Consider that if you change his name, you might have second thoughts about the new name, too. Make sure you're quite certain before you change it.
1) By the way: what would the other twin be named? They wouldn't have the same name.
I wouldn't call Tom or Chuck names that fall out of the ordinary. In fact, they are rather common names. You are the parent and need to listen to your heart/gut, but I'd suggest from a legal standpoint, leave it Tom, and then over time you'll give him whichever nickname works.
For instance, I work with a Jim that everyone calls Chris.
The only real problem is corporate email. It will always use his legal name. ;)
Because my grandpa and my dad have the same first name as me, I was raised going by my middle name. I was around eight or nine years old before I learned that the name I was going by wasn't my given first name.
I went all of the way through school using my middle name as my first name and only started going by my first name in a professional setting five or so years ago.
I still go by my middle name with my close friends and even my spouse.
This hasn't had a negative impact on me, as I know both names are mine. If you do change his name from Thomas to Charles, I suggest you make Thomas his middle name so that he can keep ownership of the name you've been calling him. If he already has a middle name there's nothing wrong with adding Thomas as a second middle name. J. R. R. Tolkien (John Ronald Reuel Tolkien), George H. W. Bush (George Herbert Walker Bush) and many other famous and important people have had multiple middle names.

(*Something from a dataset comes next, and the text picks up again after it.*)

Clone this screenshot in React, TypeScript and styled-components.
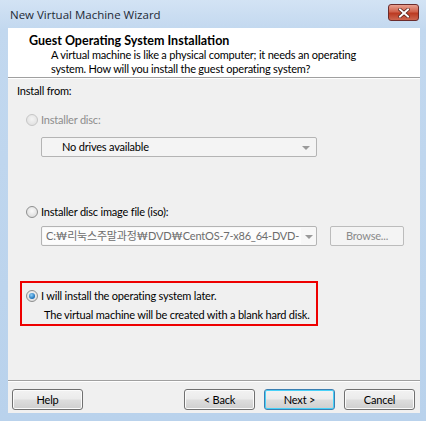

I highly suggest you have a plan to explain your decision to him as he grows older. It's surprising how issues like this can affect people later in life. I grew up being called by my middle name except inside school. The only benefit was that when my friends called me I could tell if they were in school friends or out of school friends.
Other than that it has been pretty painless except for my first day of kindergarten when our teacher asked us to find the seat with our name on it and I was left standing wondering "who the hell is Robert". I remember it like it was yesterday, but can't seem to recall so many other significant moments in my life as well. All in the name of a name I suppose.
My point is have a plan to explain it to the person or maybe don't say anything at all. The part that strikes me as funny is that when I think of a Thomas and/or Charles I kinda envision the same looking person so I wonder what a Thomas or Charles looks like? Guess is you probably already know.
I would suggest that you leave the name as is. Its just a temporary feeling that name doesn't suit him. Let the feeling pass.